POR QUE “TREM DAS CEBS”?

Primeiramente, porque sua locomotiva é movida pela energia de dois motores potentes e interligados: de um lado, o contexto da realidade socioeconômica e político-cultural, de outro, a Palavra de Deus. O cotidiano da vida e a Bíblia se questionam, se interpenetram e se interpelam, enriquecendo de forma recíproca tanto os problemas da população mais pobre e necessitada quanto a leitura da Sagrada Escritura. De fato, enquanto esta última ilumina os desafios e alternativas da história, com vistas a mudanças urgentes e necessárias, o contexto social abre o leque para novas leituras dos textos bíblicos, ressignificando conceitos e práticas de ordem sociopastoral. Desse processo nasce o “círculo hermenêutico”: a luz da Palavra sobre a realidade produz um tipo de leitura que exige modificações estruturais, e estas, por sua vez, levam a uma nova interpretação do sentido de cada passagem bíblica, a qual torna a iluminar a situação transformada e requer o compromisso para com novas mudanças… e assim por diante! Desse modo, a fé ganha uma dimensão de prática social e política que vem desde a experiência fundante do Povo de Israel, isto é, a libertação do Egito narrada pelo Livro do Êxodo. E vem também da prática de Jesus e das primeiras comunidades cristãs.

Em segundo lugar, porque o trem é sinônimo de movimento. A vida de toda pessoa humana, a família ou a sociedade, mas em particular a vida das comunidades, está sempre em movimento. Este que permite avançar ou recuar, caminhar mais depressa ou mais devagar.

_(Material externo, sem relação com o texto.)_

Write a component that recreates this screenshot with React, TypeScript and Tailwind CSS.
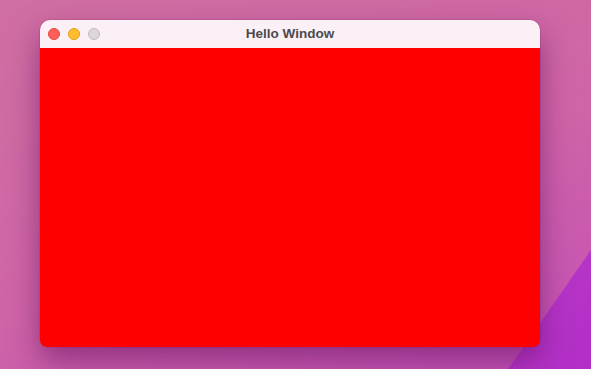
import React from "react";

export default function App() {
  return (
    <div className="relative w-[591px] h-[369px] overflow-hidden bg-[linear-gradient(160deg,#d06fa2_0%,#cf64a6_55%,#c450b8_100%)]">
      <svg className="absolute inset-0" width="591" height="369" viewBox="0 0 591 369">
        <defs>
          <linearGradient id="pg" x1="0" y1="0" x2="1" y2="1">
            <stop offset="0" stopColor="#b93ac6" />
            <stop offset="1" stopColor="#b22ec8" />
          </linearGradient>
        </defs>
        <polygon points="591,250 508,369 591,369" fill="url(#pg)" />
      </svg>
      <div className="relative pl-[40px] pt-[20px]">
        <div className="w-[500px] h-[327px] rounded-t-[10px] rounded-b-[7px] overflow-hidden flex flex-col shadow-[0_14px_30px_rgba(95,15,95,0.55),0_0_0_0.5px_rgba(120,40,100,0.35)]">
          <div className="relative h-[28px] bg-[#fbf0f6] flex items-center px-[8px] gap-[8px] shrink-0">
            <span className="w-[12px] h-[12px] rounded-full bg-[#fe5f57] border-[0.5px] border-[#e2463f]" />
            <span className="w-[12px] h-[12px] rounded-full bg-[#febc2e] border-[0.5px] border-[#e1a116]" />
            <span className="w-[12px] h-[12px] rounded-full bg-[#ddd6dc] border border-[#c4bac3]" />
            <div className="absolute inset-0 flex items-center justify-center pointer-events-none">
              <span className="text-[13.5px] font-bold text-[#4d4a4d] font-['Liberation_Sans',Arial,sans-serif]">
                Hello Window
              </span>
            </div>
          </div>
          <div className="flex-1 bg-[#ff0000]" />
        </div>
      </div>
    </div>
  );
}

A inércia não condiz com o vigor, sempre vivo e vital, da experiência humana e tampouco condiz com a vitalidade da biodiversidade (ou seja, vida em todas as suas formas). A trajetória sobre a face da terra representa uma travessia, e esta, ao mesmo tempo que revela os limites, impasses e obstáculos do caminho, às vezes entraves intransponíveis, revela igualmente as ocultas potencialidades a serem descortinadas. Daí a marcha contínua, a metáfora do movimento. Se ele faz parte de nossa trajetória pessoal, no âmbito das Comunidades Eclesiais de Base torna-se bem mais visível e relevante, uma vez que elas reúnem sonhos esperanças e lutas coletivas. O movimento do trem lembra que parte do trajeto já foi vencida, mas também que ainda há pela frente inúmeros desafios a vencer. Santo Agostinho diz que “o ser humano vem de Deus e atravessará a existência irrequieto até retornar a Deus”. O mesmo ocorre com as CEBs. Marcham irrequietas até repousar do Reino de Deus.

 

Depois, porque a composição comporta múltiplos e distintos vagões. As comunidades se juntam para formar o trem. Mas cada uma delas tem seu endereço próprio, suas problemáticas particulares e suas características diferenciadas. De igual forma que as pessoas, também as comunidades são únicas e irrepetíveis. A viagem de trem, feita em comum, serve justamente para o intercâmbio de ideias e de experiências, como também para pensar e refletir alternativas. Por trás dessa travessia periódica, reside a sabedoria de que juntos somos mais, melhores e mais fortes. Mantém-se viva e ativa a cultura do encontro, do diálogo e da busca. Não uma busca individualista e solitária, mas tentando somar saberes e sabores com outras forças da Igreja e da sociedade. Outra intuição sábia: nas relações humanas e sociais, em geral somar é também multiplicar. O acúmulo de experiências diversificadas, na medida em que eleva a quantidade das ações, a um certo momento representa um salto qualitativo para um amanhã recriado. Com efeito, o trabalho em rede multiplica a sensibilidade e a solidariedade de cada forma de energia.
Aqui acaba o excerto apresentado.